WHAT THE TASK REQUIRES — Give the number of lines that contain the string "styles", and nothing else.

EXERCISE MATERIALS —
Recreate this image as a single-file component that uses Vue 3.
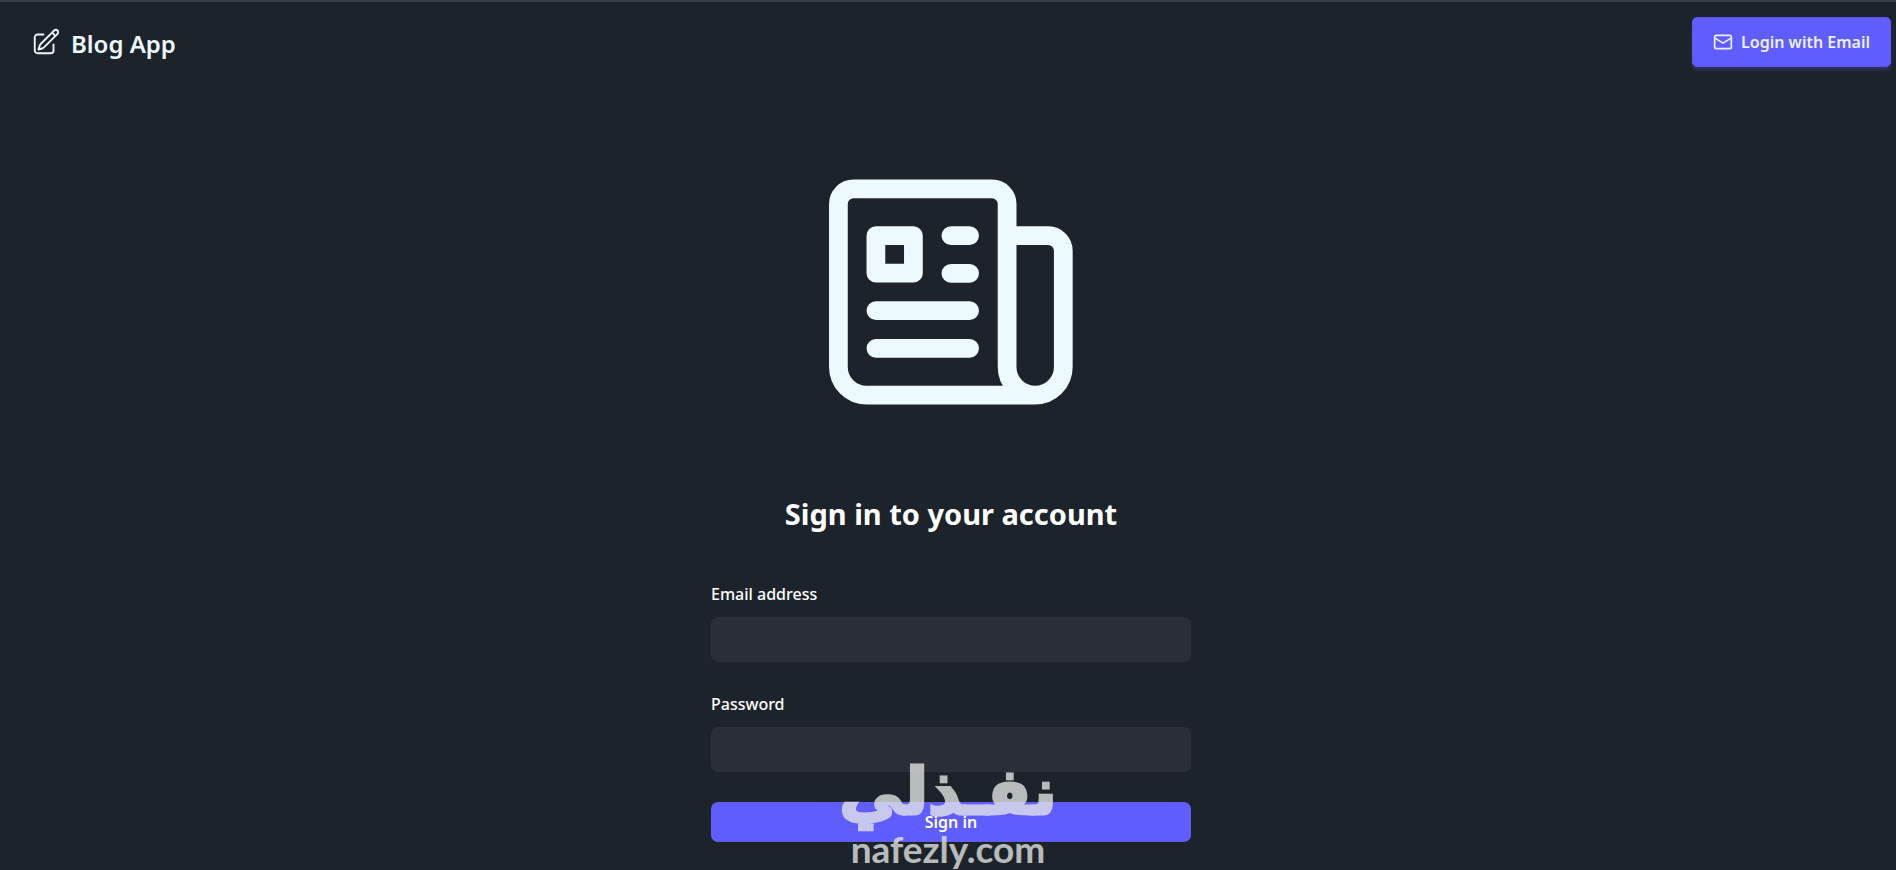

...

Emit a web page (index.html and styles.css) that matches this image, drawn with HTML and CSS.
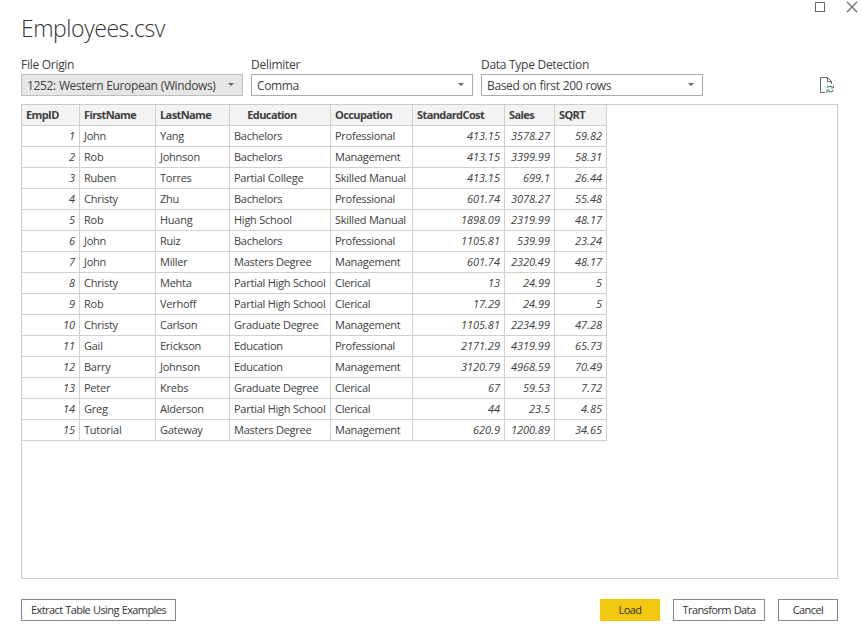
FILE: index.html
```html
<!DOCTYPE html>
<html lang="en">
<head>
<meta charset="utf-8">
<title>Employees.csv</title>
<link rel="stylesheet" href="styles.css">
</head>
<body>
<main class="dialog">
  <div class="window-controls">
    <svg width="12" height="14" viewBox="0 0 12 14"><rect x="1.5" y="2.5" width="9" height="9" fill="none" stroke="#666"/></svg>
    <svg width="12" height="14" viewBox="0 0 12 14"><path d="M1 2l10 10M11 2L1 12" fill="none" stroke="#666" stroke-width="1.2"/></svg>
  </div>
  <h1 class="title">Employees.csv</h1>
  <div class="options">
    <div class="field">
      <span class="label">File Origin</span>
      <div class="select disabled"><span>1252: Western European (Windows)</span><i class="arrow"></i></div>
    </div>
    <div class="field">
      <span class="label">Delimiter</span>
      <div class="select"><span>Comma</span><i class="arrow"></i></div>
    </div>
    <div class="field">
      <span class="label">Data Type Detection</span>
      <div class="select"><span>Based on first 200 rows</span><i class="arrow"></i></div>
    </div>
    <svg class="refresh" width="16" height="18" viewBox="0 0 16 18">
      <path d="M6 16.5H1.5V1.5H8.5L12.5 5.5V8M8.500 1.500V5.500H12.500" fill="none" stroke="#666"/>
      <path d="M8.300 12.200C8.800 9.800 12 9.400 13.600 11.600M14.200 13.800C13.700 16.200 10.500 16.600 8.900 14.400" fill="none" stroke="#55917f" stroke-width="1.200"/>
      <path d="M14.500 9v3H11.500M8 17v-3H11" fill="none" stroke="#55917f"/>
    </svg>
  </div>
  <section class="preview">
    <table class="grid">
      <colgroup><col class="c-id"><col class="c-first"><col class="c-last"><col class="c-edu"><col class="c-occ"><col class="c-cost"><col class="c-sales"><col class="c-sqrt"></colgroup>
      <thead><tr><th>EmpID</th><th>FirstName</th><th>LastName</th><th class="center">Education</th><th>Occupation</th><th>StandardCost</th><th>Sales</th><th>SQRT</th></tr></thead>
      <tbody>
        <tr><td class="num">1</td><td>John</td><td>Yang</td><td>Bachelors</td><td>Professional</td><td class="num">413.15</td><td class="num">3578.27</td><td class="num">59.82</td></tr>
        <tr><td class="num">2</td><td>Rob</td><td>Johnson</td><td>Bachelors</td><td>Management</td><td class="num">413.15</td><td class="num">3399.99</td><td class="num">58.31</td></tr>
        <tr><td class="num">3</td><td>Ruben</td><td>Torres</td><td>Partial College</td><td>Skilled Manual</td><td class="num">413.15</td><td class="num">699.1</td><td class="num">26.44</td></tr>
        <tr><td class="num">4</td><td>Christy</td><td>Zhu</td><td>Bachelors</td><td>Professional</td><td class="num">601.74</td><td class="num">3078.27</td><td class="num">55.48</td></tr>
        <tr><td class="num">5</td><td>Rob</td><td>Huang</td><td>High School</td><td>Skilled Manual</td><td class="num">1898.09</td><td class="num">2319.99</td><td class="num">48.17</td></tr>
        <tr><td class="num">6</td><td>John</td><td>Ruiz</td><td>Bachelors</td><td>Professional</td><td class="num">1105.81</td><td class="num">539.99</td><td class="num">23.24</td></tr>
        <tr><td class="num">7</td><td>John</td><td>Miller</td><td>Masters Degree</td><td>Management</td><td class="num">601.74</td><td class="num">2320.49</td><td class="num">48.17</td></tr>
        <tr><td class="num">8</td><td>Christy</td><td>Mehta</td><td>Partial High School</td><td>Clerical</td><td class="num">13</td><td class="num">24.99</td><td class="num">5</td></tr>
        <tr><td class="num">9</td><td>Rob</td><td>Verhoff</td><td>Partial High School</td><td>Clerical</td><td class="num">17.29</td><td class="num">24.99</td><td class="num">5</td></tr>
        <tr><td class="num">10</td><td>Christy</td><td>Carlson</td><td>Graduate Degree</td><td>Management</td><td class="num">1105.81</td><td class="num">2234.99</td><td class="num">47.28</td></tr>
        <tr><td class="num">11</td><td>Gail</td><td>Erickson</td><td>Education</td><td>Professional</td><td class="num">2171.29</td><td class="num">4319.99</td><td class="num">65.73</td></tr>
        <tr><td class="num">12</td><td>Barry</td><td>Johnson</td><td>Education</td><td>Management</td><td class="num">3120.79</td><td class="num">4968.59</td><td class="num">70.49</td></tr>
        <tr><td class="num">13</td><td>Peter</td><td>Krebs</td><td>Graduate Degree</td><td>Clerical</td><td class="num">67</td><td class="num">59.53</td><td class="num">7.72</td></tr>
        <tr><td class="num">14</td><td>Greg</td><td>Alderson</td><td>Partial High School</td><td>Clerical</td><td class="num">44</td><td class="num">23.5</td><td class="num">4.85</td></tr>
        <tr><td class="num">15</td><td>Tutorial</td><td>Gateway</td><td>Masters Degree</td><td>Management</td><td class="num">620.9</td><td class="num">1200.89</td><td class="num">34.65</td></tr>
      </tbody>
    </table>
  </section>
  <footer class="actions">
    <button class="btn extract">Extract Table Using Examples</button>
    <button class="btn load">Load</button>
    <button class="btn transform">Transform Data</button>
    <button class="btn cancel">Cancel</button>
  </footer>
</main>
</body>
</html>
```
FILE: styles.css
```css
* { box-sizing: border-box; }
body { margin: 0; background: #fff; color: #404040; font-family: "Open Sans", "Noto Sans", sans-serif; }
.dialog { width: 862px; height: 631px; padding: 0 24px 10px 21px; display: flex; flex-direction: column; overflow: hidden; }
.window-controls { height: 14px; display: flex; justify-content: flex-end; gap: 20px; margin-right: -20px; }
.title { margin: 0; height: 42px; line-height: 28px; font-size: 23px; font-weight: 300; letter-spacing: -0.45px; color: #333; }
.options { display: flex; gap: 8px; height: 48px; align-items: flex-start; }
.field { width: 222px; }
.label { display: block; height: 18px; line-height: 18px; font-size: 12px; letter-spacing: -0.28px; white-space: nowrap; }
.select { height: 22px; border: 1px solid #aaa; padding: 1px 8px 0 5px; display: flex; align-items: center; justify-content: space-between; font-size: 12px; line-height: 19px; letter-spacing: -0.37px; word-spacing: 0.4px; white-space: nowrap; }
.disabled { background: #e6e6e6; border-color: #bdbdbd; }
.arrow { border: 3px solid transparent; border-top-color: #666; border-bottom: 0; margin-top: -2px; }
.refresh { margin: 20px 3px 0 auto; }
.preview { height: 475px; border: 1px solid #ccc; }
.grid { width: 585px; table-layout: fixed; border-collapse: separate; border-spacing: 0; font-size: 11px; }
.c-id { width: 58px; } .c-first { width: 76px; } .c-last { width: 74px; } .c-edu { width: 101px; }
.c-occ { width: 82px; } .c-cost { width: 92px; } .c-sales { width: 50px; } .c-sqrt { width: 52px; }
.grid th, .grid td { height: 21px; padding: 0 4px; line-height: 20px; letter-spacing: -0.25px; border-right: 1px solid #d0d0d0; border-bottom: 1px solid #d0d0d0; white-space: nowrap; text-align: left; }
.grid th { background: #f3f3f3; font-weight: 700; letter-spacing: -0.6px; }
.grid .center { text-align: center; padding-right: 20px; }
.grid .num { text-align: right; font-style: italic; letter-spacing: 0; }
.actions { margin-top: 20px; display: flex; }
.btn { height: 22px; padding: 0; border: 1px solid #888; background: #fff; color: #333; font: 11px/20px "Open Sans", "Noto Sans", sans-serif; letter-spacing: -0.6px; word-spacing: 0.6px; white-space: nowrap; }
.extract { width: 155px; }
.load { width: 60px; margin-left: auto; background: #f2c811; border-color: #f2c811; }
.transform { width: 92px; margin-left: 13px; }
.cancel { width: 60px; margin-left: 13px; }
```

WRITTEN RESPONSE — 3